Lay and Skilling have both denied any knowledge of that Causey-Fastow side deal at the time they were running Enron.

Similarly, over the past couple of months, the Task Force has signaled a change of trial strategy that did not bode well for Causey, in particular.

The Task Force had previously demonized former Enron auditor Arthur Andersen, alleged in previous Enron-related prosecutions that a number of the firm’s former partners were co-conspirators with the defendants and prosecuted the firm out of business.

However, the Task Force recently embraced several former Andersen partners as prosecution witnesses in the upcoming trial against Lay, Skiling and Causey on the theory that Enron duped Andersen just like everyone else.

Inasmuch as Causey had primary responsibility for Enron’s accounting, that change in prosecution strategy impacted Causey more than either Lay or Skilling.

Finally, because the government froze his assets upon his indictment, Causey was not able to pay compensation to his criminal defense attorney (Reid Weingarten) that would normally be expected in a case of this size and complexity.

As a result, Causey’s defense team has been forced to ride the coattails of both Skilling and Lay’s defense teams in preparing for trial, which meant that, from a practical standpoint, the particular problems involved in defending Causey were not likely to be at the forefront of the defense effort.

Thus, it is not entirely clear that Causey will be a particularly effective witness on the core charges that the Task Force is pursuing against Lay and Skilling. We have already seen that the prior testimony of a key Enron executive under a plea bargain did not turn out well for the Enron Task Force in the Enron Broadband trial.

In fact, the plea could actually work to simplify the defense of the remaining two defendants by shifting the focus of the trial away from technical accounting issues over which neither Lay nor Skilling had primary responsibility.

Moreover, even if Causey ends up testifying as a prosecution witness against Lay and Skilling, the defense will be able to use the eve-of-trial timing of the plea deal and Causey’s previous protestations of innocence to impeach the credibility of any such testimony and to present Causey as a witness who — much like former Andersen partner David Duncan — copped a plea to hedge the risk of a long prison sentence even though he really does not think he is guilty of a crime.

Along those lines, the WaPo article on Causey’s plea deal includes the following from a neighbor of Causey:

For friends of Causey, including his next-door neighbor Steve Huey, word of the advanced plea negotiations is bittersweet. They say Causey is devoted to his three children, the youngest of whom is in eighth grade, and is a devout Catholic who helped raise funds for a new church in the Woodlands, an upscale suburb of Houston.

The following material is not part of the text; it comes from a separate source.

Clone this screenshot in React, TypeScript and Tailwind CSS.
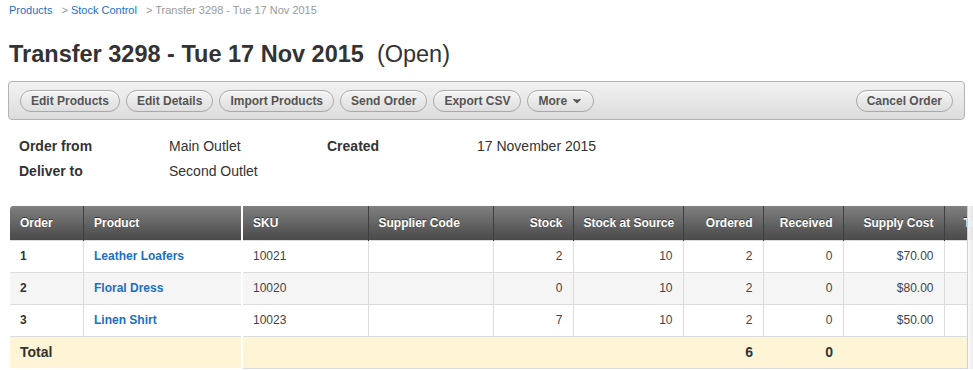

“I don’t think Rick has ever believed he did anything wrong,” said Huey, who shared a Christmas Eve dinner with Causey and his wife, Elizabeth. “I think that Rick’s concern is over the family and what the eventual outcome will be for the family. As you get closer to trial, you start to weigh the options and weigh the odds and the resources the federal government has.”

The most probable immediate impact of the plea deal is that the Lay and Skilling defense teams will request a delay of the beginning of the now-scheduled January 17, 2006 trial and renew their request that the trial be moved out of Houston.

Although the Lay and Skilling teams have already made a persuasive case that the trial should be moved out of Houston because of extraordinary pre-trial publicity and a Houston jury pool that is clearly biased against Lay and Skilling in regard to Enron-related matters, U.S. District Judge Sim Lake‘s previous rulings in the case indicate that he will decline to grant either a delay in the trial or a change of its venue.